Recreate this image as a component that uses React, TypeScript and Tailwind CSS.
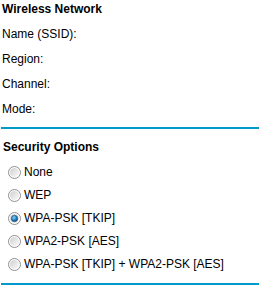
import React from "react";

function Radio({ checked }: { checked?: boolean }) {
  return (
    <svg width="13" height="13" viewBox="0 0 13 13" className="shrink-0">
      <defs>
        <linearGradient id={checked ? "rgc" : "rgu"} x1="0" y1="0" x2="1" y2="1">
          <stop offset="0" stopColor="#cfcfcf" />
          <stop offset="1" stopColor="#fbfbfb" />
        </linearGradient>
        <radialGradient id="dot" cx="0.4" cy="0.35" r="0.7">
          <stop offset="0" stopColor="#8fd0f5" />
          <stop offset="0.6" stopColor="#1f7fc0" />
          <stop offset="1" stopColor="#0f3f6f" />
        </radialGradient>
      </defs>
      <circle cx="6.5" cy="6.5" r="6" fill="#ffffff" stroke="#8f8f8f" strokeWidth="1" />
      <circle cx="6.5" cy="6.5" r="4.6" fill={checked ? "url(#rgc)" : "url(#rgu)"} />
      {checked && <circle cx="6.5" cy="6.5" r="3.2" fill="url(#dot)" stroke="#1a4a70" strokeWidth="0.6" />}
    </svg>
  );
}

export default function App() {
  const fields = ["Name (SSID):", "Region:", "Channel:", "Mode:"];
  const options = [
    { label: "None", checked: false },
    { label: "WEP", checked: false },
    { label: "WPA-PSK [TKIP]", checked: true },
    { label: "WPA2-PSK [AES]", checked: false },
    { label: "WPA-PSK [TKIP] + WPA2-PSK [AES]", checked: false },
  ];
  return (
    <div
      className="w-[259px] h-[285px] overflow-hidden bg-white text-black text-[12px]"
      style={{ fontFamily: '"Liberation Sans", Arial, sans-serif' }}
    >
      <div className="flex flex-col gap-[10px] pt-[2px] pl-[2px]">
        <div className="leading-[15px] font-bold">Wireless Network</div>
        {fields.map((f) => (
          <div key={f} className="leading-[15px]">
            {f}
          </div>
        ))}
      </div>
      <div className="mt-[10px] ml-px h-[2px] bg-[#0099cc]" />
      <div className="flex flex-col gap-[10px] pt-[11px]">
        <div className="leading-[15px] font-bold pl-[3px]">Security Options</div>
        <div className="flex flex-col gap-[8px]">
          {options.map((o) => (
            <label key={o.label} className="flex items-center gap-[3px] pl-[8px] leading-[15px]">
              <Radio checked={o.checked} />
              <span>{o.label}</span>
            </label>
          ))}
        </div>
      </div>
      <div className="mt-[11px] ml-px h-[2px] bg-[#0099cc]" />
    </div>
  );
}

○ ○ ○ ○

## What is being asked:
Leave out any pictures, please, and quote only the lines from the top of the data through the line that contains "import React from".

## Output for this task:
Recreate this image as a component that uses React, TypeScript and Tailwind CSS.
import React from "react";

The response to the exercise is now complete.